A fine example of the fruits of his labors is a diamond, platinum and chrysoberyl brooch that made $57,500 plus the buyer’s premium in February 2018 at Abell Auction. The piece, which appears to be in the form of a bow, features a trio of cat’s eye chrysoberyls, with the center stone weighing 23 carats. The brooch was originally commissioned for Byron De Witt Miller of F.W. Woolworth & Co., circa 1948-49, according to Heritage Auctions’ catalog notes.
As Marilyn Monroe famously sang, diamonds are a girl’s best friend, and vintage platinum diamond pieces are among the most collectible of Yard’s designs, typically bringing six-figure sums. A pair of platinum and diamond dangling drop earrings attained $360,000 plus the buyer’s premium in May 2022 at Joshua Kodner. Its five-carat heart-shape diamonds elevated the jewelry to the level of wearable art.
Yard paired diamonds with sapphires in pieces ranging from rings to bracelets to bejeweled accessories. A pair of Raymond Yard platinum, Kashmir sapphire and diamond dress clips sold for $72,500 plus the buyer’s premium in November 2020 at Grogan & Company. Dress clips came into their own in the 1920s and were typically worn in pairs on either side of a neckline or on a dress’s straps. Each of the floral spay clips featured rows of diamonds radiating out from a central sapphire weighing about two carats.
Besides crafting timeless jewelry, Raymond Yard is also lauded for his whimsical designs, including a late 1920s-early 1930s line of animal brooches that depict the creatures as waiters. Natty-dressed rabbits and chickens fashioned from articulated gemstones held trays of cocktails and carried buckets of champagne. According to some sources, Yard began making these as an artistic form of protest against Prohibition.
Whether they are mere glittering delights or carriers of a political message, the waiter brooches were beloved in their time and are highly collectible today. A circa-1930 platinum Rabbit Waiter brooch, which earned $36,000 plus the buyer’s premium in March 2017 at New Orleans Auction Galleries, is embellished with enamels, diamonds, sapphires and rubies. “The first rabbit brooch appeared in December 1928 and depicted a rabbit in profile wearing a jacket and a top hat, carrying a cane and flower bouquet,” states the auction catalog lot notes. Yard made a whole series of rabbit waiters from 1929 to 1931, and no two were exactly alike.

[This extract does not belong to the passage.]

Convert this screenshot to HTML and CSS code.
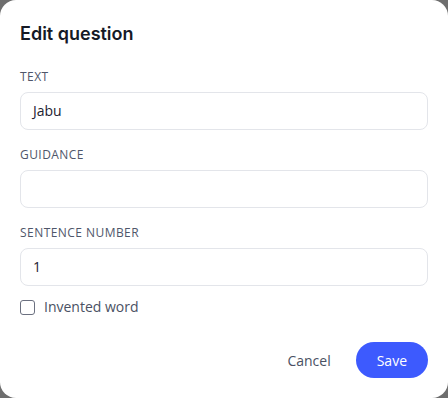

In 1958, Yard retired, passing the reins to his protege. The firm, now located in Greenwich, Connecticut, is still going strong and marked its centennial this year. Raymond Yard’s jewelry continues to be celebrated for its bold designs and striking color combinations. Tastemakers in the Art Deco era as well as current jewelry collectors admire these sought-after pieces, which are imbued with an enduring, undeniable elegance.